Stephen Moss advises against being too alarmist. “I think it’s foolish to think we’re facing investment market Armageddon, at this stage at least,” he said.
Like cryptocurrency, assets such as oil and gold are volatile by nature, he explained. “The initial exodus of investors seen in recent weeks suggests we will see this volatility rear its head as a result of COVID-19 pandemic.” But he added that these are also some of the quickest markets to rebound.
Investors will wait for the bottom, and reap the rewards
“Even in this period of crisis people with liquidity will make a lot of profit afterwards, because they will buy at a discount. They will wait until the market reaches the bottom,” said Tasca. “This will widen the discrepancy between rich and poor.”
On Bitcoin, Tasca was even bullish. "Generally, I think Bitcoin is still a safe haven. I don’t think there’s any reason to believe the contrary,” he said. “There is no signal that entering bear market or that the market will crash in 2020.”
“How asset prices respond will largely depend on market sentiment about the long run repercussions of the crisis,” said Edward Cartwiright. “Will some companies go bankrupt? Will companies be able to get supply chains up and running smoothly? Will governments have to significantly increase borrowing? At the moment there are so many unknowns that investors will naturally be attracted to safe assets.”

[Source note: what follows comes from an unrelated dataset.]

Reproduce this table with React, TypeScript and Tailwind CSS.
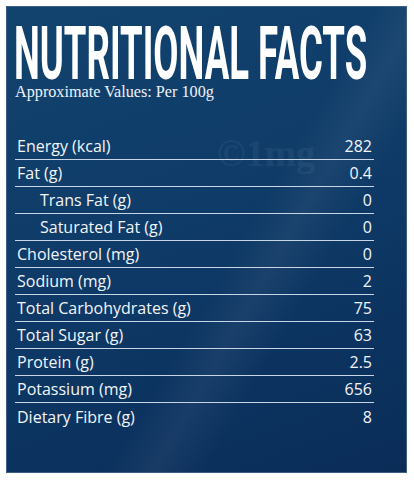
import React from "react";

interface NutrientRow {
  label: string;
  value: string;
  indent?: boolean;
}

const rows: NutrientRow[] = [
  { label: "Energy (kcal)", value: "282" },
  { label: "Fat (g)", value: "0.4" },
  { label: "Trans Fat (g)", value: "0", indent: true },
  { label: "Saturated Fat (g)", value: "0", indent: true },
  { label: "Cholesterol (mg)", value: "0" },
  { label: "Sodium (mg)", value: "2" },
  { label: "Total Carbohydrates (g)", value: "75" },
  { label: "Total Sugar (g)", value: "63" },
  { label: "Protein (g)", value: "2.5" },
  { label: "Potassium (mg)", value: "656" },
  { label: "Dietary Fibre (g)", value: "8" },
];

const App: React.FC = () => {
  return (
    <div className="w-[414px] h-[480px] bg-white p-[6px]">
      <div className="relative w-[401px] h-[467px] overflow-hidden border border-[#3d5f85] bg-[linear-gradient(160deg,#12436f_0%,#0f3b68_45%,#0c3360_75%,#0a2d58_100%)]">
        <div className="absolute inset-0 bg-[linear-gradient(120deg,transparent_55%,rgba(255,255,255,0.05)_62%,transparent_70%)]" />
        <span className="absolute left-[210px] top-[118px] text-[38px] font-bold text-white/[0.05] font-['Liberation_Serif',serif]">
          ©1mg
        </span>

        <div className="relative h-[126px] pl-[7px] pt-[16px]">
          <div className="h-[60px] w-[380px] overflow-visible">
            <h1 className="whitespace-nowrap origin-left scale-x-[0.487] font-['Roboto',sans-serif] font-bold text-[75px] leading-[60px] text-white">
              NUTRITIONAL FACTS
            </h1>
          </div>
          <p className="pl-[1px] font-['Liberation_Serif',serif] text-[16.2px] leading-[18px] text-[#eef2f7]">
            Approximate Values: Per 100g
          </p>
        </div>

        <div className="relative ml-[8px] w-[359px] font-['Open_Sans',sans-serif] text-[16px] text-[#f2f5f9]">
          {rows.map((row, i) => (
            <div
              key={i}
              className={`flex items-end justify-between h-[27px] pb-[1px] ${
                i < rows.length - 1 ? "border-b-[1.5px] border-[#c8d5e4]" : ""
              }`}
            >
              <span className={row.indent ? "pl-[25px]" : "pl-[2px]"}>{row.label}</span>
              <span className="pr-[2px]">{row.value}</span>
            </div>
          ))}
        </div>
      </div>
    </div>
  );
};

export default App;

But this doesn’t necessarily mean that investors will shun crypto, he said. "If cryptocurrencies are seen as an asset that can insulate from the Coronavirus shock, and the almost inevitable slowdown in the world economy, then their price is going to go up."
While uncertainty abounds, in order to attract investors, crypto businesses are taking action; exchanges, for instance, are lowering transaction fees. And, in the wider economy, mortgage holidays are being rolled beyond Italy. Expect more such measures.
But, currently, investors still lack confidence in governments’ initiatives to support the economy and control coronavirus. That uncertainty impacts all areas of the economy, including cryptocurrency.
And markets are asking hard questions. Not only about the speed and effectiveness of efforts to contain the virus and its economic impact, but also the uncomfortable trade offs between the two.